On 4 July 1534 representatives of Jutlandic nobility and councillors met in Rye in eastern Jutland. Here the lesser nobility forced the bishops to nominate the Lutheran Christian, Duke of Slesvig and Holsten to the kingship. When the nobility of Funen joined them, Christian agreed and homage was paid to him as King Christian III on 18 August that year in Horsens.

After both Funen and Jutland had rebelled and Sweden and Prussia had become involved in the war in Scania, Lübeck withdrew from the struggle in January 1536, and on 6 April, Malmø surrendered, though without losing neither privileges nor Evangelical doctrine. After the population had starved for months, Copenhagen gave up too and Mayor Ambrosius Bogbinder committed suicide.

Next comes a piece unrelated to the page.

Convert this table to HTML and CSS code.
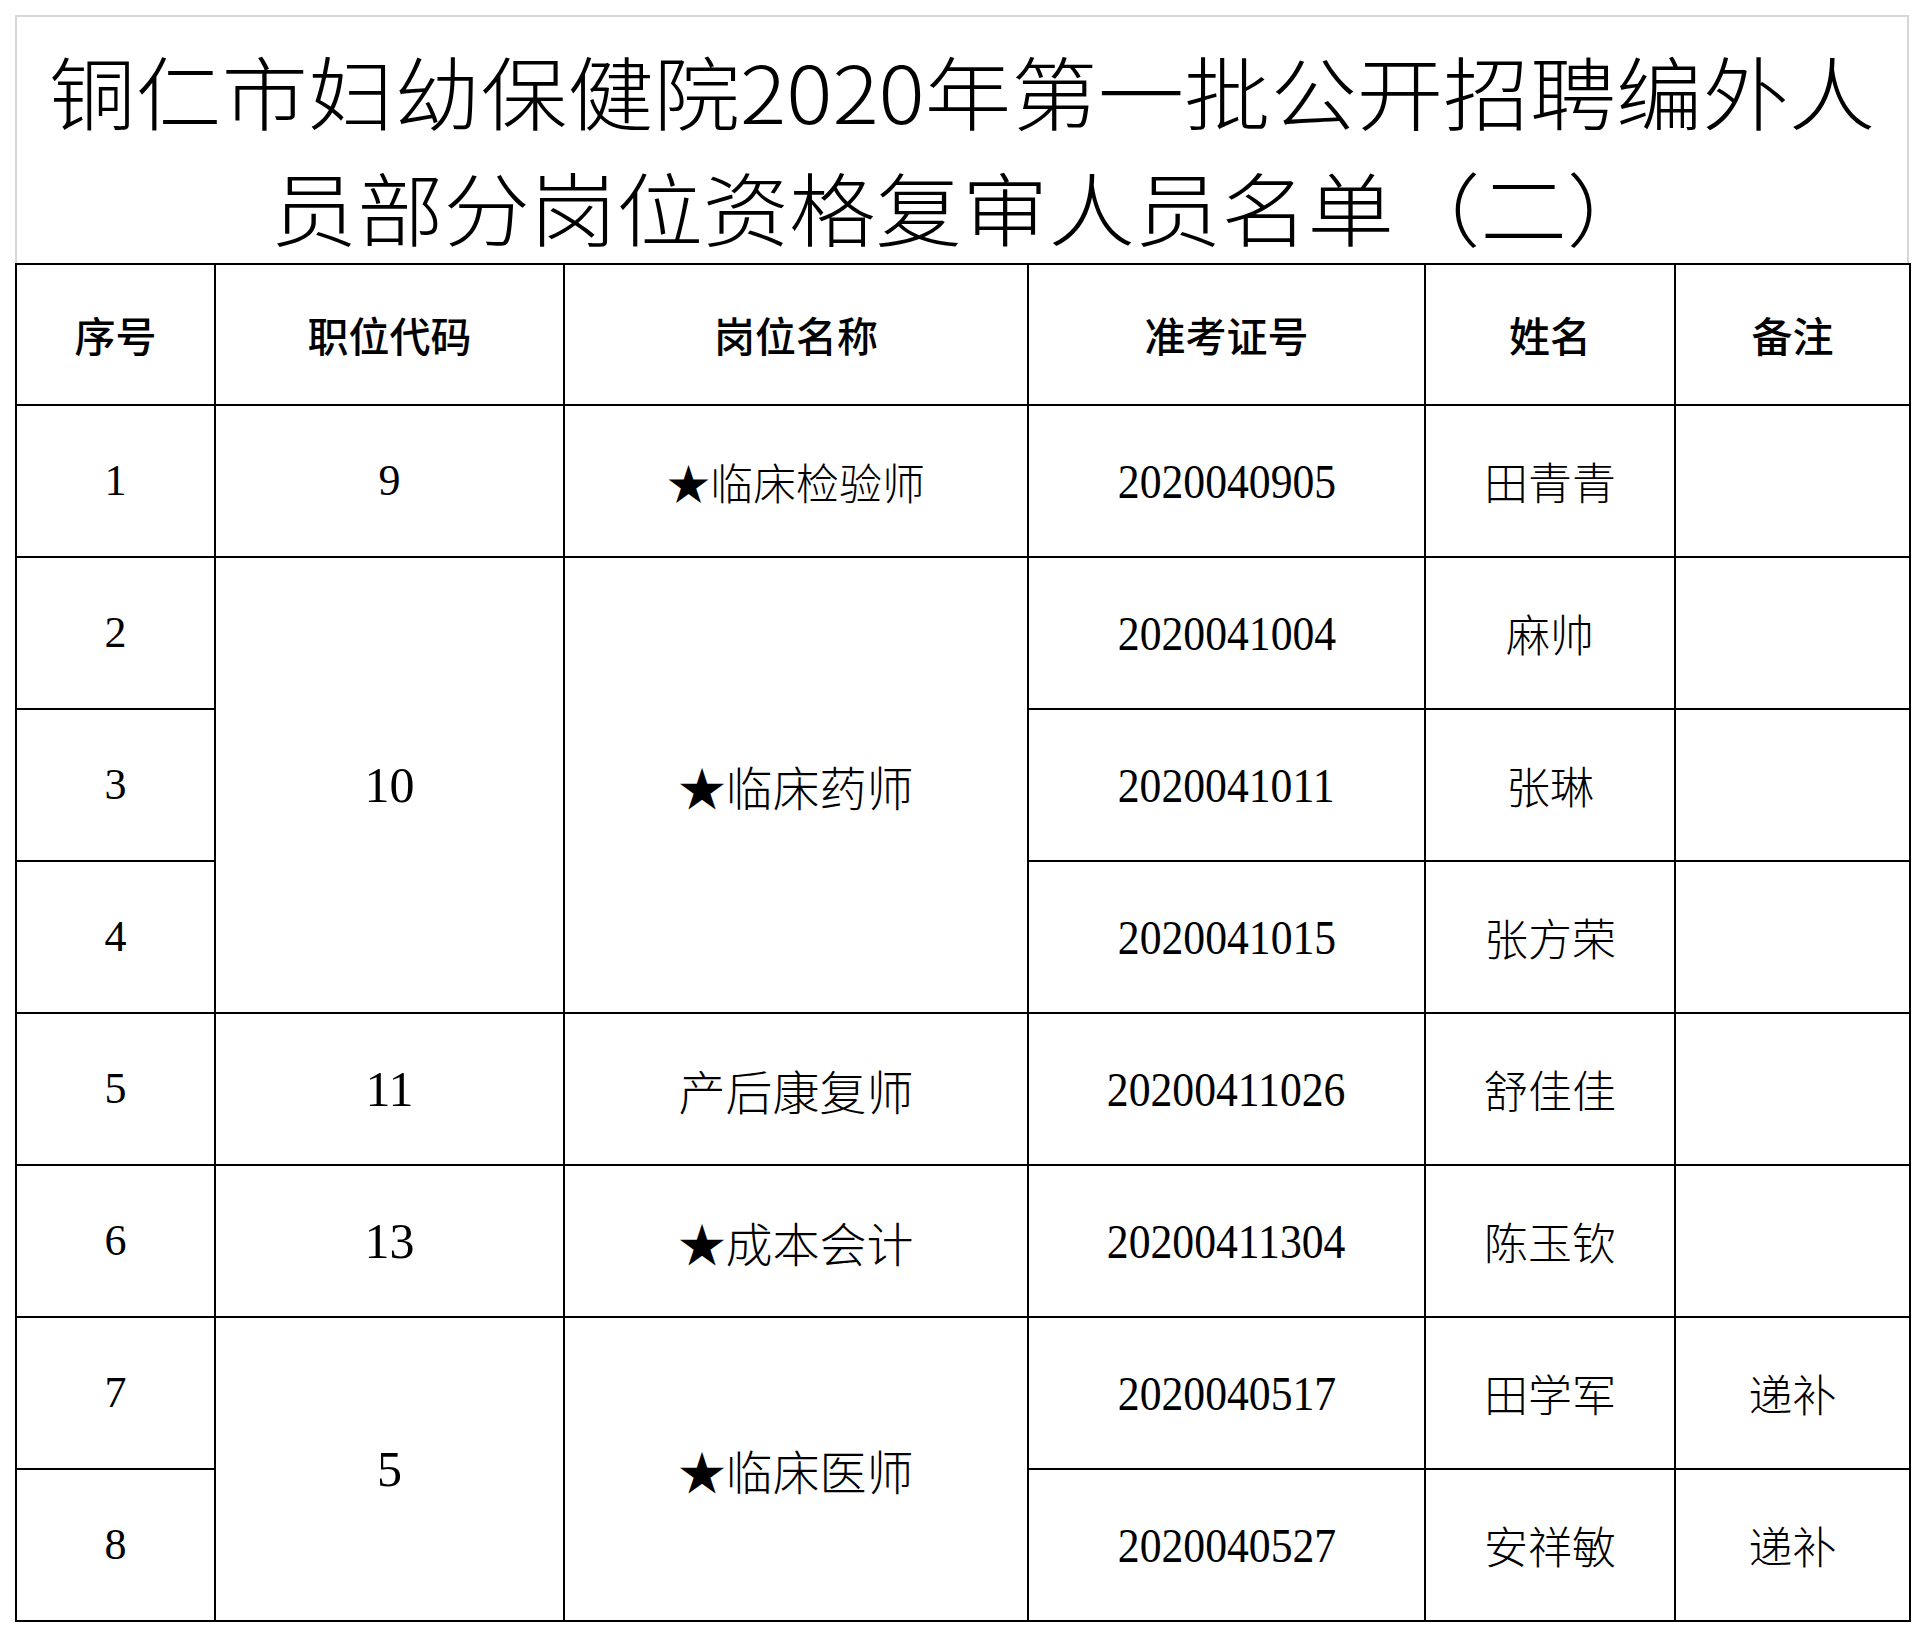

Like Malmø, Copenhagen did not lose its privileges either and the rebels were granted an amnesty.

The Reformation

Christian III marched into Copenhagen on 6 August 1536 and six days later he carried out a coup. The three bishops who dwelt in Copenhagen were arrested and the rest were tracked down and likewise locked up. The official reason was their hesitation to elect Christian as king and other alleged criminal acts. The real reason was, however, that Christian wanted to kill two birds with one stone: carrying through a Lutheran Reformation and confiscating the bishops' properties, the profits from which was needed to cover the expenses of the recently ended civil war.

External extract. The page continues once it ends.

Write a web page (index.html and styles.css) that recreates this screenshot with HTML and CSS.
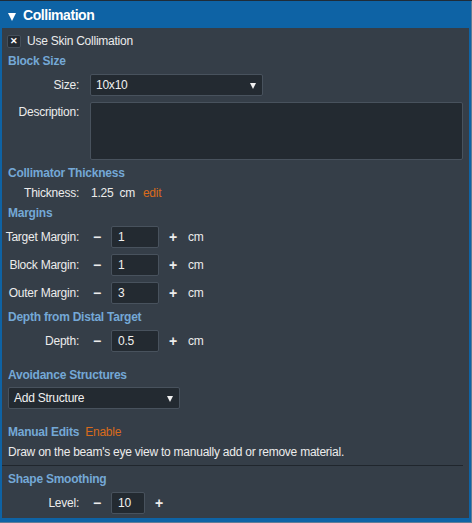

The next year, the conditions of the new Evangelical-Lutheran Church was ordered by an ecclesiastical ordinance which was endorsed by Martin Luther himself. It turned against saint worship, fast days, celibacy and everything else that was considered Catholic foolery, and instead it decreed church services to be performed in Danish.

Most monks and nuns by far were allowed to stay in their monasteries (except the greyfriars) and the priests were allowed to keep their churches until they died. Only when the last monk or nun had died was the monastery added to the property of the Crown. Thus, in spite of the fierce procedures followed especially by Bishop Peder Palladius on Zealand, the Reformation became a relatively bloodless affair in Denmark.